SB 379, the "School Chaplains Act," would have allowed public schools to retain volunteer "school chaplains" "in lieu of employing school counselors to perform the duties required of a school counselor."  There were no qualifications proposed in the bill for these "chaplains" requiring, for instance, formal training, education experience, or background checks.

SB 386 would have legalized betting on sporting events, administered by the Georgia Lottery, and for the benefit of pre-K and the HOPE Scholarship.

SB 390 would have prohibited the use of state funding to purchase or utilize any product or service of the American Library Association (ALA), including accreditation.  Reasons given by the backers of the bill for its justification were that the president of the ALA is a "lesbian Marxist."

SB 394 was tied to the state statutory definition of "harmful to minors."  It also pertained to "instructional material," which is defined in Georgia law, and "sexual material."  SB 394 proposed to create the Orwellian-sounding "Georgia Council of Library Material Standards," a board to be populated by unelected members, that would rate the content of books in school libraries.

SB 432 would have required recess for students in kindergarten and grades one through eight.  The bill passed the Senate Education Committee unanimously but was never brought to the floor of the Senate for a vote.

SB 476, to allow certain non-citizens to qualify for in-state tuition in Georgia's technical college system, if the student:

1) Obtained a high school diploma or state approved high school equivalency (HSE) diploma in this state;

(2) Attended a high school in this state for three years before obtaining a high school diploma or state approved high school equivalency (HSE) diploma in this state;

(3) Is legally authorized to work in this state; and

(4) Has not been convicted of a felony, a high and aggravated misdemeanor, or three or more misdemeanors and does not otherwise pose a threat to national security or public safety."

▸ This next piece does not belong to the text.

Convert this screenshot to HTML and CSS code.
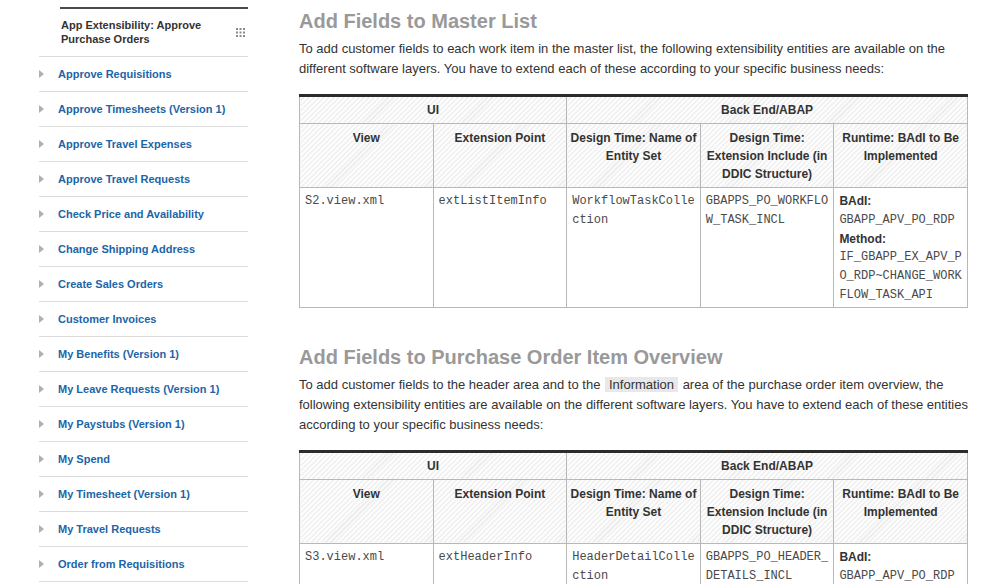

SB 492 would require school systems to "ensure that any [bus] stop at which a student is required to enter or exit the school bus is located upon the same side of the roadway as the door to the bus.

SB 501 to encourage any public school teacher or administrator to read or post in a public school building or classroom" the Ten Commandments."

B 556, by Sen. Sonya Halpern, was a bill that would create a three-year pilot program for robotics, science, technology, engineering, and mathematics for students in public schools that performed in the lowest 50 percent of all public schools based on the cumulative individual school ratings prepared by the Office of Student Achievement (GOSA).  Up to ten schools could have qualified. 

A proposed Constitutional amendment (SR 575) that would have allowed up to 15% of E-SPLOST funds to be used for "the procurement of materials, supplies, and instructional supports to be used for educational purposes in the classroom."  Currently E-SPLOST (Educational Special Purpose Local Option Sales Tax) revenue is limited in use for capital projects and to reduce debts.